BEGIN Source material

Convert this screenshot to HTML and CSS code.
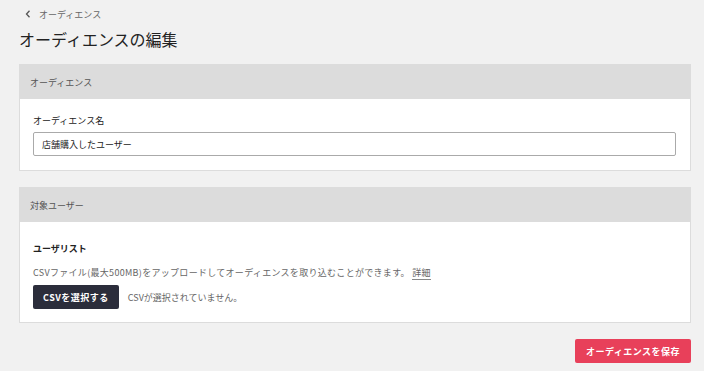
FILE: index.html
```html
<!DOCTYPE html>
<html lang="ja">
<head>
<meta charset="utf-8">
<link rel="stylesheet" href="styles.css">
</head>
<body>
<div class="page">
  <nav class="crumb">
    <svg class="chev" width="6" height="8" viewBox="0 0 6 8"><path d="M4.5 0.8 L1.5 4 L4.5 7.2" fill="none" stroke="#555" stroke-width="1.3"/></svg>
    <span>オーディエンス</span>
  </nav>
  <h1 class="title">オーディエンスの編集</h1>

  <section class="card">
    <div class="card-head">オーディエンス</div>
    <div class="card-body">
      <div class="label">オーディエンス名</div>
      <div class="input">店舗購入したユーザー</div>
    </div>
  </section>

  <section class="card">
    <div class="card-head">対象ユーザー</div>
    <div class="card-body body2">
      <div class="label bold">ユーザリスト</div>
      <p class="desc">CSVファイル(最大500MB)をアップロードしてオーディエンスを取り込むことができます。 <span class="link">詳細</span></p>
      <div class="file-row">
        <button class="btn dark">CSVを選択する</button>
        <span class="none">CSVが選択されていません。</span>
      </div>
    </div>
  </section>

  <div class="actions">
    <button class="btn red">オーディエンスを保存</button>
  </div>
</div>
</body>
</html>
```
FILE: styles.css
```css
html, body { margin: 0; padding: 0; }
body {
  background: #f1f1f1;
  font-family: "Noto Sans CJK JP", "Noto Sans", sans-serif;
  color: #222;
  width: 704px;
  height: 371px;
  overflow: hidden;
}
.page { padding: 0 13px 0 19px; }
.crumb {
  display: flex;
  align-items: center;
  gap: 8px;
  height: 28px;
  padding-left: 6px;
  font-size: 9px;
  color: #666;
}
.title {
  margin: 0;
  font-size: 16px;
  font-weight: 400;
  line-height: 22px;
  color: #222;
  height: 36px;
}
.card {
  background: #fff;
  border: 1px solid #dcdcdc;
  margin-bottom: 16px;
}
.card-head {
  background: #dcdcdc;
  height: 34px;
  display: flex;
  align-items: center;
  padding-left: 10px;
  font-size: 9px;
  color: #555;
}
.card-body { padding: 15px 14px 14px 13px; }
.label { font-size: 9px; line-height: 14px; color: #222; margin-bottom: 4px; }
.bold { font-weight: 700; }
.input {
  height: 22px;
  border: 1px solid #aaa;
  border-radius: 2px;
  display: flex;
  align-items: center;
  padding-left: 8px;
  font-size: 9px;
  color: #222;
}
.body2 { padding-top: 20px; padding-bottom: 13px; }
.desc { margin: 10px 0 5px; font-size: 9px; line-height: 14px; color: #666; letter-spacing: 0.3px; }
.link { border-bottom: 1px solid #888; }
.file-row { display: flex; align-items: center; gap: 9px; }
.btn {
  font-family: inherit;
  border: none;
  border-radius: 2px;
  height: 24px;
  color: #fff;
  font-size: 9px;
  font-weight: 700;
  letter-spacing: 0.5px;
  padding: 0 10px;
}
.dark { background: #2b2d3b; }
.none { font-size: 9px; color: #666; }
.actions { display: flex; justify-content: flex-end; margin-top: 1px; }
.red { background: #e8405a; width: 116px; }
```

END Source material

Task brief: Transcribe the listing above verbatim. Omit the pictures.

Worked answer:
Convert this screenshot to HTML and CSS code.
FILE: index.html
```html
<!DOCTYPE html>
<html lang="ja">
<head>
<meta charset="utf-8">
<link rel="stylesheet" href="styles.css">
</head>
<body>
<div class="page">
  <nav class="crumb">
    <svg class="chev" width="6" height="8" viewBox="0 0 6 8"><path d="M4.5 0.8 L1.5 4 L4.5 7.2" fill="none" stroke="#555" stroke-width="1.3"/></svg>
    <span>オーディエンス</span>
  </nav>
  <h1 class="title">オーディエンスの編集</h1>

  <section class="card">
    <div class="card-head">オーディエンス</div>
    <div class="card-body">
      <div class="label">オーディエンス名</div>
      <div class="input">店舗購入したユーザー</div>
    </div>
  </section>

  <section class="card">
    <div class="card-head">対象ユーザー</div>
    <div class="card-body body2">
      <div class="label bold">ユーザリスト</div>
      <p class="desc">CSVファイル(最大500MB)をアップロードしてオーディエンスを取り込むことができます。 <span class="link">詳細</span></p>
      <div class="file-row">
        <button class="btn dark">CSVを選択する</button>
        <span class="none">CSVが選択されていません。</span>
      </div>
    </div>
  </section>

  <div class="actions">
    <button class="btn red">オーディエンスを保存</button>
  </div>
</div>
</body>
</html>
```
FILE: styles.css
```css
html, body { margin: 0; padding: 0; }
body {
  background: #f1f1f1;
  font-family: "Noto Sans CJK JP", "Noto Sans", sans-serif;
  color: #222;
  width: 704px;
  height: 371px;
  overflow: hidden;
}
.page { padding: 0 13px 0 19px; }
.crumb {
  display: flex;
  align-items: center;
  gap: 8px;
  height: 28px;
  padding-left: 6px;
  font-size: 9px;
  color: #666;
}
.title {
  margin: 0;
  font-size: 16px;
  font-weight: 400;
  line-height: 22px;
  color: #222;
  height: 36px;
}
.card {
  background: #fff;
  border: 1px solid #dcdcdc;
  margin-bottom: 16px;
}
.card-head {
  background: #dcdcdc;
  height: 34px;
  display: flex;
  align-items: center;
  padding-left: 10px;
  font-size: 9px;
  color: #555;
}
.card-body { padding: 15px 14px 14px 13px; }
.label { font-size: 9px; line-height: 14px; color: #222; margin-bottom: 4px; }
.bold { font-weight: 700; }
.input {
  height: 22px;
  border: 1px solid #aaa;
  border-radius: 2px;
  display: flex;
  align-items: center;
  padding-left: 8px;
  font-size: 9px;
  color: #222;
}
.body2 { padding-top: 20px; padding-bottom: 13px; }
.desc { margin: 10px 0 5px; font-size: 9px; line-height: 14px; color: #666; letter-spacing: 0.3px; }
.link { border-bottom: 1px solid #888; }
.file-row { display: flex; align-items: center; gap: 9px; }
.btn {
  font-family: inherit;
  border: none;
  border-radius: 2px;
  height: 24px;
  color: #fff;
  font-size: 9px;
  font-weight: 700;
  letter-spacing: 0.5px;
  padding: 0 10px;
}
.dark { background: #2b2d3b; }
.none { font-size: 9px; color: #666; }
.actions { display: flex; justify-content: flex-end; margin-top: 1px; }
.red { background: #e8405a; width: 116px; }
```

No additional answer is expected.